Once Tesla proved that electric cars could be fast, luxurious, and desirable, they had to scale their impact. This is where they transitioned from a Blue Ocean disruptor to a competitive industry leader.

However, by this point, traditional automakers had noticed Tesla’s success and had started launching their EV models. Tesla had to choose: Would they be the cheapest, the most unique, or the most specialized?

They chose to do all three—but in sequence.

1. Cost Leadership: Scaling EV Production

Tesla understood that to make EVs mainstream, they needed to make them affordable. However, EVs were expensive to produce, mainly due to battery costs. Their solution?

  • Built Gigafactories – Tesla invested heavily in large-scale battery production, slashing costs by manufacturing in-house.
  • Optimized supply chains – They secured direct deals for lithium, cutting dependency on expensive third-party suppliers.
  • Launched the Model 3 – A mass-market EV at an accessible price point, allowing Tesla to reach a broader audience.

This move brought EV prices down while maintaining high profit margins—something no automaker had achieved.

2. Differentiation: The Tesla Brand and Experience

Even as Tesla reduced costs, they ensured they weren’t just another car company. They continued to focus on:

  • Over-the-Air Software Updates – No car company allowed cars to improve over time through software.
  • Autopilot and Full Self-Driving: Tesla positioned itself as a leader in AI-driven automation, further distinguishing it from competitors.
  • Branding and Community Engagement – Tesla built a passionate following through direct engagement on social media and Musk’s brand.
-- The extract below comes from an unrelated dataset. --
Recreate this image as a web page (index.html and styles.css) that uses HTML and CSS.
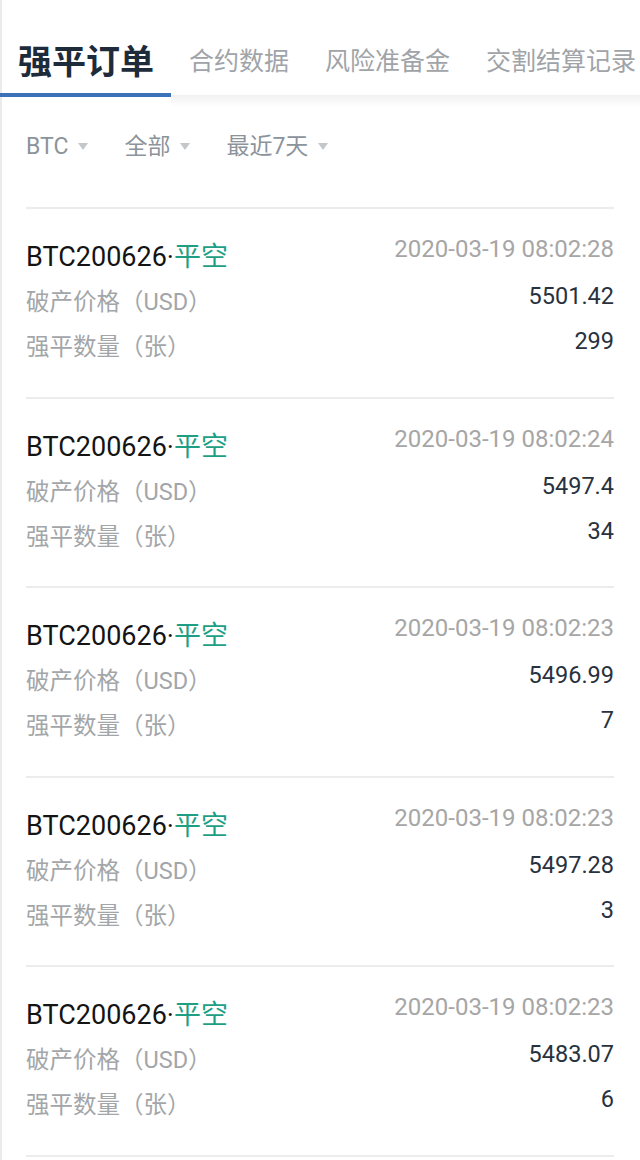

This made Tesla more than just an automaker—it became a tech and innovation leader.

3. Focus: Mastering a Niche Before Expanding

Tesla did not try to serve every market immediately. They started at the high end, targeting wealthy, tech-savvy consumers who wanted premium vehicles.

Once they dominated that niche, they slowly expanded:

  • Luxury Sports (Roadster) → Luxury Sedan (Model S) → SUV (Model X) → Mass Market (Model 3, Model Y) → Fleet & Commercial (Cybertruck, Semi).

By controlling its expansion, Tesla maintained a stronghold on each segment before moving to the next.


close-up photography of red car

How Tesla Became the Most Valuable Car Company in the World

Tesla followed the perfect trajectory for a disruptive company:

  1. Blue Ocean (2008-2014): Created a category in which no one competed.
  2. Cost Leadership (2015-2018): Built scale and manufacturing efficiency to reduce EV prices.
  3. Differentiation (2018-2022): Strengthened the Tesla brand, tech leadership, and ecosystem.
  4. Focus Strategy (2022-Present): Expanded into new markets without losing its core identity.

Today, Tesla is worth more than every traditional automaker combined. They didn’t just sell cars—they sold an entirely new vision for transportation.


Final Thought: Do You Have a Strategy or Just a Product?

If you’re starting, don’t compete. Create something so compelling that competition becomes irrelevant. If you’ve already launched, choose your long-term advantage now.

Where are you now—finding your Blue Ocean or choosing your Porter strategy? If you’re stuck, it’s time to get unstuck. The winners are already making moves.